I needed two new tyres for my car and was quoted £235 online by National. 
I then went to www.tyre-shopper.co.uk and they quoted £198 for identical tyres fitted by.......National!
I've just had then fitted by National and they treated me like their very best customer despite paying tyre-shopper.co.uk for them. 
What makes this work for National?


----------



## rayc (Jun 3, 2008)

TDG said:


> I needed two new tyres for my car and was quoted £235 online by National.
> I then went to www.tyre-shopper.co.uk and they quoted £198 for identical tyres fitted by.......National!
> I've just had then fitted by National and they treated me like their very best customer despite paying tyre-shopper.co.uk for them.
> What makes this work for National?


Perhaps National are happy to make money from fitting a tyre that tyre -shopper have provided.
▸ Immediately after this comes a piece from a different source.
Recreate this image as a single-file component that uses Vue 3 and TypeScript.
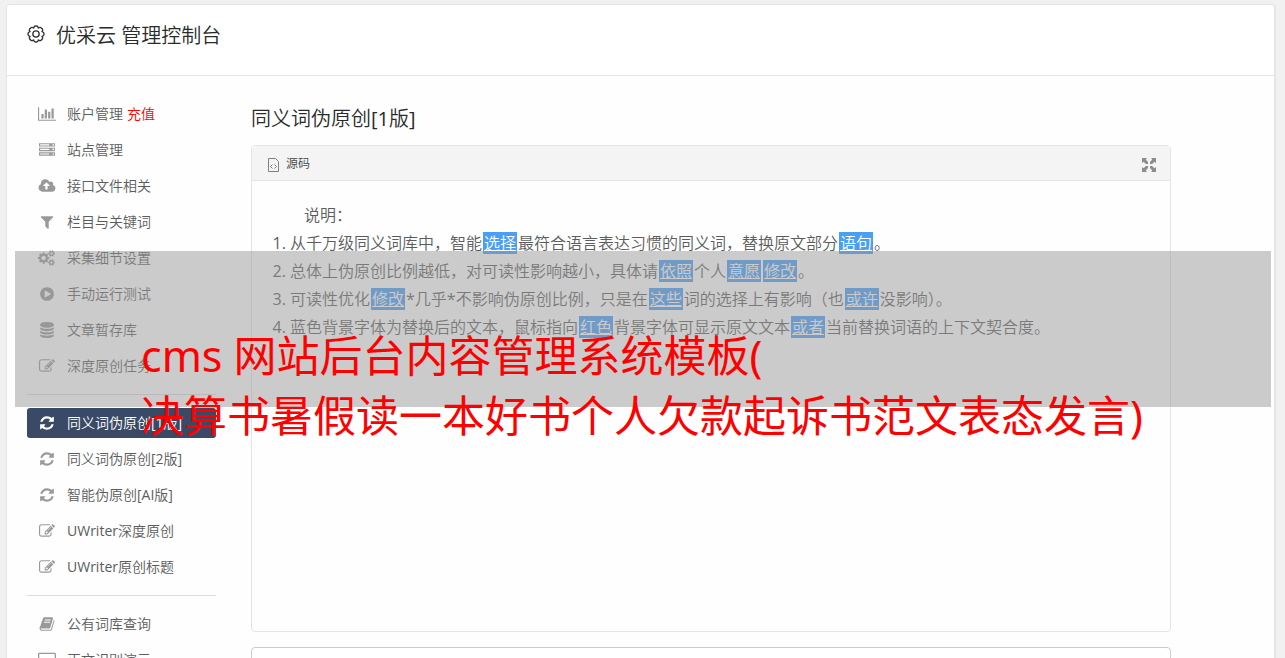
<script setup lang="ts">
interface Icon {
  box: string
  path: string
}

interface MenuItem {
  label: string
  icon: string
  note?: string
  active?: boolean
}

interface Piece {
  text: string
  mark?: boolean
}

const icons: Record<string, Icon> = {
  chart: {
    box: '0 0 2048 1792',
    path: 'M640 896v512h-256v-512h256zm384-512v1024h-256v-1024h256zm1024 1152v128h-2048v-1536h128v1408h1920zm-640-896v768h-256v-768h256zm384-384v1152h-256v-1152h256z',
  },
  server: {
    box: '0 0 1792 1792',
    path: 'M128 1408h1024v-128h-1024v128zm0-512h1024v-128h-1024v128zm1568 448q0-40-28-68t-68-28-68 28-28 68 28 68 68 28 68-28 28-68zm-1568-960h1024v-128h-1024v128zm1568 448q0-40-28-68t-68-28-68 28-28 68 28 68 68 28 68-28 28-68zm0-512q0-40-28-68t-68-28-68 28-28 68 28 68 68 28 68-28 28-68zm96 832v384h-1792v-384h1792zm0-512v384h-1792v-384h1792zm0-512v384h-1792v-384h1792z',
  },
  cloud: {
    box: '-64 0 2048 1792',
    path: 'M1280 864q0-14-9-23l-352-352q-9-9-23-9t-23 9l-351 351q-10 12-10 24 0 14 9 23t23 9h224v352q0 13 9.500 22.500t22.500 9.500h192q13 0 22.500-9.500t9.500-22.500v-352h224q13 0 22.500-9.500t9.500-22.500zm640 288q0 159-112.500 271.500t-271.500 112.500h-1088q-185 0-316.500-131.500t-131.500-316.500q0-130 70-240t188-165q-2-30-2-43 0-212 150-362t362-150q156 0 285.500 87t188.500 231q71-62 166-62 106 0 181 75t75 181q0 76-41 138 130 31 213.500 135.500t83.500 238.500z',
  },
  filter: {
    box: '0 0 1792 1792',
    path: 'M1595 295q17 41-14 70l-493 493v742q0 42-39 59-13 5-25 5-27 0-45-19l-256-256q-19-19-19-45v-486l-493-493q-31-29-14-70 17-39 59-39h1280q42 0 59 39z',
  },
  cogs: {
    box: '-64 0 2048 1792',
    path: 'M832 896q0-106-75-181t-181-75-181 75-75 181 75 181 181 75 181-75 75-181zm768 512q0-52-38-90t-90-38-90 38-38 90q0 53 37.500 90.500t90.500 37.500 90.500-37.500 37.500-90.500zm0-1024q0-52-38-90t-90-38-90 38-38 90q0 53 37.500 90.500t90.500 37.500 90.500-37.500 37.500-90.500zm-384 421v185q0 10-7 19.500t-16 10.500l-155 24q-11 35-32 76 34 48 90 115 7 11 7 20 0 12-7 19-23 30-82.500 89.500t-78.500 59.500q-11 0-21-7l-115-90q-37 19-77 31-11 108-23 155-7 24-30 24h-186q-11 0-20-7.500t-10-17.500l-23-153q-34-10-75-31l-118 89q-7 7-20 7-11 0-21-8-144-133-144-160 0-9 7-19 10-14 41-53t47-61q-23-44-35-82l-152-24q-10-1-17-9.500t-7-19.500v-185q0-10 7-19.500t16-10.500l155-24q11-35 32-76-34-48-90-115-7-11-7-20 0-12 7-20 22-30 82-89t79-59q11 0 21 7l115 90q34-18 77-32 11-108 23-154 7-24 30-24h186q11 0 20 7.500t10 17.500l23 153q34 10 75 31l118-89q8-7 20-7 11 0 21 8 144 133 144 160 0 8-7 19-12 16-42 54t-45 60q23 48 34 82l152 23q10 2 17 10.500t7 19.500zm640 533v140q0 16-149 31-12 27-30 52 51 113 51 138 0 4-4 7-122 71-124 71-8 0-46-47t-52-68q-20 2-30 2t-30-2q-14 21-52 68t-46 47q-2 0-124-71-4-3-4-7 0-25 51-138-18-25-30-52-149-15-149-31v-140q0-16 149-31 13-29 30-52-51-113-51-138 0-4 4-7 4-2 35-20t59-34 30-16q8 0 46 46.500t52 67.500q20-2 30-2t30 2q51-71 92-112l6-2q4 0 124 70 4 3 4 7 0 25-51 138 17 23 30 52 149 15 149 31zm0-1024v140q0 16-149 31-12 27-30 52 51 113 51 138 0 4-4 7-122 71-124 71-8 0-46-47t-52-68q-20 2-30 2t-30-2q-14 21-52 68t-46 47q-2 0-124-71-4-3-4-7 0-25 51-138-18-25-30-52-149-15-149-31v-140q0-16 149-31 13-29 30-52-51-113-51-138 0-4 4-7 4-2 35-20t59-34 30-16q8 0 46 46.500t52 67.500q20-2 30-2t30 2q51-71 92-112l6-2q4 0 124 70 4 3 4 7 0 25-51 138 17 23 30 52 149 15 149 31z',
  },
  play: {
    box: '0 0 1792 1792',
    path: 'M896 128q209 0 385.500 103t279.500 279.500 103 385.500-103 385.500-279.500 279.500-385.500 103-385.500-103-279.500-279.500-103-385.500 103-385.500 279.500-279.500 385.500-103zm384 823q32-18 32-55t-32-55l-544-320q-31-19-64-1-32 19-32 56v640q0 37 32 56 16 8 32 8 17 0 32-9z',
  },
  database: {
    box: '0 0 1792 1792',
    path: 'M896 768q237 0 443-43t325-127v170q0 69-103 128t-280 93.500-385 34.500-385-34.500-280-93.500-103-128v-170q119 84 325 127t443 43zm0 768q237 0 443-43t325-127v170q0 69-103 128t-280 93.500-385 34.500-385-34.500-280-93.500-103-128v-170q119 84 325 127t443 43zm0-384q237 0 443-43t325-127v170q0 69-103 128t-280 93.500-385 34.500-385-34.500-280-93.500-103-128v-170q119 84 325 127t443 43zm0-1152q208 0 385 34.500t280 93.500 103 128v128q0 69-103 128t-280 93.500-385 34.500-385-34.500-280-93.500-103-128v-128q0-69 103-128t280-93.500 385-34.500z',
  },
  edit: {
    box: '0 0 1792 1792',
    path: 'M888 1184l116-116-152-152-116 116v56h96v96h56zm440-720q-16-16-33 1l-350 350q-17 17-1 33t33-1l350-350q17-17 1-33zm80 594v190q0 119-84.500 203.500t-203.500 84.500h-832q-119 0-203.500-84.500t-84.500-203.500v-832q0-119 84.500-203.500t203.500-84.500h832q63 0 117 25 15 7 18 23 3 17-9 29l-49 49q-14 14-32 8-23-6-45-6h-832q-66 0-113 47t-47 113v832q0 66 47 113t113 47h832q66 0 113-47t47-113v-126q0-13 9-22l64-64q15-15 35-7t20 29zm-96-738l288 288-672 672h-288v-288zm444 132l-92 92-288-288 92-92q28-28 68-28t68 28l152 152q28 28 28 68t-28 68z',
  },
  refresh: {
    box: '0 0 1792 1792',
    path: 'M1639 1056q0 5-1 7-64 268-268 434.500t-478 166.500q-146 0-282.500-55t-243.500-157l-129 129q-19 19-45 19t-45-19-19-45v-448q0-26 19-45t45-19h448q26 0 45 19t19 45-19 45l-137 137q71 66 161 102t187 36q134 0 250-65t186-179q11-17 53-117 8-23 30-23h192q13 0 22.500 9.500t9.500 22.500zm25-800v448q0 26-19 45t-45 19h-448q-26 0-45-19t-19-45 19-45l138-138q-148-137-349-137-134 0-250 65t-186 179q-11 17-53 117-8 23-30 23h-199q-13 0-22.500-9.500t-9.500-22.500v-7q65-268 270-434.500t480-166.500q146 0 284 55.500t245 156.500l130-129q19-19 45-19t45 19 19 45z',
  },
  book: {
    box: '0 0 1792 1792',
    path: 'M1703 478q40 57 18 129l-275 906q-19 64-76.500 107.500t-122.500 43.500h-923q-77 0-148.500-53.500t-99.500-131.500q-24-67-2-127 0-4 3-27t4-37q1-8-3-21.500t-3-19.500q2-11 8-21t16.500-23.500 16.500-23.500q23-38 45-91.500t30-91.500q3-10 .5-30t-.5-28q3-11 17-28t17-23q21-36 42-92t25-90q1-9-2.500-32t.5-28q4-13 22-30.500t22-22.500q19-26 42.500-84.500t27.500-96.500q1-8-3-25.500t-2-26.500q2-8 9-18t18-23 17-21q8-12 16.500-30.500t15-35 16-36 19.500-32 26.500-23.500 36-11.500 47.500 5.500l-1 3q38-9 51-9h761q74 0 114 56t18 130l-274 906q-36 119-71.500 153.500t-128.500 34.500h-869q-27 0-38 15-11 16-1 43 24 70 144 70h923q29 0 56-15.500t35-41.500l300-987q7-22 5-57 38 15 59 43zm-1064 2q-4 13 2 22.500t20 9.500h608q13 0 25.500-9.500t16.500-22.500l21-64q4-13-2-22.500t-20-9.500h-608q-13 0-25.500 9.500t-16.500 22.500zm-83 256q-4 13 2 22.500t20 9.500h608q13 0 25.500-9.500t16.500-22.500l21-64q4-13-2-22.500t-20-9.500h-608q-13 0-25.500 9.500t-16.500 22.500z',
  },
  screen: {
    box: '0 0 2048 1792',
    path: 'M160 64h1728q160 0 160 160v1120q0 160-160 160h-1728q-160 0-160-160v-1120q0-160 160-160zm-16 144v1152h1760v-1152z',
  },
}

const groups: MenuItem[][] = [
  [
    { label: '账户管理', icon: 'chart', note: '充值' },
    { label: '站点管理', icon: 'server' },
    { label: '接口文件相关', icon: 'cloud' },
    { label: '栏目与关键词', icon: 'filter' },
    { label: '采集细节设置', icon: 'cogs' },
    { label: '手动运行测试', icon: 'play' },
    { label: '文章暂存库', icon: 'database' },
    { label: '深度原创任务', icon: 'edit' },
  ],
  [
    { label: '同义词伪原创[1版]', icon: 'refresh', active: true },
    { label: '同义词伪原创[2版]', icon: 'refresh' },
    { label: '智能伪原创[AI版]', icon: 'refresh' },
    { label: 'UWriter深度原创', icon: 'edit' },
    { label: 'UWriter原创标题', icon: 'edit' },
  ],
  [
    { label: '公有词库查询', icon: 'book' },
    { label: '正文识别演示', icon: 'screen' },
  ],
]

const notes: Piece[][] = [
  [
    { text: '从千万级同义词库中，智能' },
    { text: '选择', mark: true },
    { text: '最符合语言表达习惯的同义词，替换原文部分' },
    { text: '语句', mark: true },
    { text: '。' },
  ],
  [
    { text: '总体上伪原创比例越低，对可读性影响越小，具体请' },
    { text: '依照', mark: true },
    { text: '个人' },
    { text: '意愿', mark: true },
    { text: '修改', mark: true },
    { text: '。' },
  ],
  [
    { text: '可读性优化' },
    { text: '修改', mark: true },
    { text: '*几乎*不影响伪原创比例，只是在' },
    { text: '这些', mark: true },
    { text: '词的选择上有影响（也' },
    { text: '或许', mark: true },
    { text: '没影响）。' },
  ],
  [
    { text: '蓝色背景字体为替换后的文本，鼠标指向' },
    { text: '红色', mark: true },
    { text: '背景字体可显示原文文本' },
    { text: '或者', mark: true },
    { text: '当前替换词语的上下文契合度。' },
  ],
]
</script>

<template>
  <div class="page">
    <div class="card">
      <header class="top">
        <svg class="gear" viewBox="0 0 20 20" aria-hidden="true">
          <path d="M10 1.200Q12 .8 12.600 3.200Q15.200 1.800 16.200 3.800Q18.200 4.800 16.800 7.400Q19.200 8 18.800 10Q19.200 12 16.800 12.600Q18.200 15.200 16.200 16.200Q15.200 18.200 12.600 16.800Q12 19.200 10 18.800Q8 19.200 7.400 16.800Q4.800 18.200 3.800 16.200Q1.800 15.200 3.200 12.600Q.8 12 1.200 10Q.8 8 3.200 7.400Q1.800 4.800 3.800 3.800Q4.800 1.800 7.400 3.200Q8 .8 10 1.200z" />
          <circle cx="10" cy="10" r="3.500" />
        </svg>
        <h1>优采云 管理控制台</h1>
      </header>

      <div class="columns">
        <nav class="side">
          <ul v-for="(group, g) in groups" :key="g">
            <li v-for="item in group" :key="item.label">
              <a href="#" :class="{ active: item.active }">
                <svg :viewBox="icons[item.icon].box" aria-hidden="true">
                  <path fill-rule="evenodd" :d="icons[item.icon].path" />
                </svg>
                <span>{{ item.label }}<em v-if="item.note">{{ item.note }}</em></span>
              </a>
            </li>
          </ul>
        </nav>

        <main>
          <h2>同义词伪原创[1版]</h2>
          <section class="editor">
            <div class="toolbar">
              <button type="button" class="source">
                <svg viewBox="0 0 11 14" aria-hidden="true">
                  <path d="M.5.5h7l3 3v10h-10z" />
                  <path d="M4.500 6.500l-2 2 2 2M6.500 6.500l2 2-2 2" />
                </svg>
                源码
              </button>
              <button type="button" class="expand" aria-label="全屏">
                <svg viewBox="0 0 14 14" aria-hidden="true">
                  <path d="M0 0h5L3.700 1.500 6 4v2H4L1.500 3.700 0 5zM14 0v5l-1.500-1.300L10 6H8V4l2.300-2.500L9 0zM0 14V9l1.500 1.300L4 8h2v2l-2.300 2.500L5 14zM14 14H9l1.300-1.500L8 10V8h2l2.500 2.300L14 9z" />
                </svg>
              </button>
            </div>
            <div class="text">
              <p>说明：</p>
              <ol>
                <li v-for="(line, n) in notes" :key="n">
                  <template v-for="(piece, i) in line" :key="i"><u v-if="piece.mark">{{ piece.text }}</u><template v-else>{{ piece.text }}</template></template>
                </li>
              </ol>
            </div>
          </section>
          <textarea aria-label="内容" rows="4"></textarea>
        </main>
      </div>
    </div>

    <div class="banner">
      <p>cms 网站后台内容管理系统模板(<br />决算书暑假读一本好书个人欠款起诉书范文表态发言)</p>
    </div>
  </div>
</template>

<style>
body {
  background: #f1f1f1;
}
</style>

<style scoped>
.page {
  position: relative;
  box-sizing: border-box;
  height: 100vh;
  overflow: hidden;
  padding: 4px 9px 0 6px;
  font-family: "Open Sans", "Noto Sans CJK SC DemiLight", "Noto Sans CJK SC", sans-serif;
  color: #5c5c5c;
}

.card {
  min-height: 100vh;
  border: 1px solid #e5e5e5;
  border-right-width: 2px;
  border-radius: 4px;
  background: #fefefe;
}

.top {
  display: flex;
  align-items: center;
  gap: 11px;
  height: 58px;
  padding: 0 20px 12px;
  border-bottom: 1px solid #e5e5e5;
  border-radius: 4px 4px 0 0;
  background: #fff;
}

.gear {
  width: 18px;
  height: 18px;
  fill: none;
  stroke: #333;
  stroke-width: 1.5;
}

h1,
h2 {
  margin: 0;
  font-size: 20px;
  font-weight: 400;
  line-height: 28px;
  color: #2a2a2a;
}

h1 {
  padding-top: 4px;
}

.columns {
  display: flex;
  gap: 35px;
  padding: 23px 103px 0 20px;
}

.side {
  flex: 0 0 189px;
}

ul,
ol,
p {
  margin: 0;
  padding: 0;
}

ul {
  display: grid;
  gap: 6px;
  list-style: none;
}

ul + ul {
  margin-top: 13px;
  padding-top: 13px;
  border-top: 1px solid #ddd;
}

.side a {
  display: flex;
  align-items: center;
  gap: 11px;
  height: 30px;
  padding: 0 11px;
  border-radius: 3px;
  font-size: 14px;
  color: #5c5c5c;
  white-space: nowrap;
  text-decoration: none;
}

.side svg {
  width: 18px;
  height: 16px;
  fill: #999;
}

.side span {
  padding-bottom: 2px;
}

.side a.active {
  background: #3a4a66;
  color: #fff;
}

.side a.active svg {
  fill: #fff;
}

em {
  margin-left: 4px;
  font-style: normal;
  color: #f00;
}

main {
  flex: 1;
  min-width: 0;
  padding-top: 6px;
}

.editor {
  min-height: 485px;
  margin: 12px 0 15px;
  border: 1px solid #e5e5e5;
  border-radius: 4px;
}

.toolbar {
  display: flex;
  align-items: center;
  justify-content: space-between;
  height: 34px;
  padding: 0 14px 0 16px;
  border-bottom: 1px solid #e5e5e5;
  background: #f4f4f4;
}

button {
  display: flex;
  align-items: center;
  gap: 7px;
  padding: 0;
  border: 0;
  background: none;
  font: inherit;
  font-size: 12px;
  color: #444;
}

.toolbar svg {
  margin-top: 4px;
}

.source svg {
  width: 11px;
  height: 14px;
  fill: none;
  stroke: #808080;
}

.expand svg {
  width: 14px;
  height: 14px;
  fill: #8c8c8c;
}

.text {
  padding: 20px;
  font-size: 16px;
  line-height: 28px;
}

.text p {
  padding-left: 32px;
}

ol {
  padding-left: 18px;
}

u {
  margin: 0 1px;
  padding: 0 1px;
  background: #4a9ff5;
  color: #fff;
}

textarea {
  display: block;
  box-sizing: border-box;
  width: 100%;
  border: 1px solid #ccc;
  border-radius: 4px;
  background: #fff;
  resize: none;
}

.banner {
  position: absolute;
  top: 251px;
  right: 14px;
  left: 15px;
  height: 156px;
  background: rgba(151, 151, 151, 0.5);
}

.banner p {
  padding: 75px 0 0 126px;
  font-family: "Noto Sans", "Noto Sans CJK SC", sans-serif;
  font-size: 43px;
  line-height: 60px;
  color: #f00;
  white-space: nowrap;
}
</style>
Business is business and perhaps they have a good commercial partnership with tyre-shopper.

I have purchased tyres from the internet to be fitted by a local tyre branch of Formula1 and have always been treated well with no questions as to why I did not order from them.


----------



## BrianJP (Sep 17, 2010)

Simple Tyre-shopper is part of National tyres


----------



## rayc (Jun 3, 2008)

BrianJP said:


> Simple Tyre-shopper is part of National tyres


Interesting that there is a difference of £20 per tyre from companies with the same group.


----------



## teemyob (Nov 22, 2005)

*branding*

Double and multiple branding.

Some customers will pay the extra and the seller in-turn makes more bucks.

TM


----------



## BrianJP (Sep 17, 2010)

Again simple 2 different trading arms of the same company.Tyreshopper is up against many other web based sellers eg Black Circles so has to be competetive


----------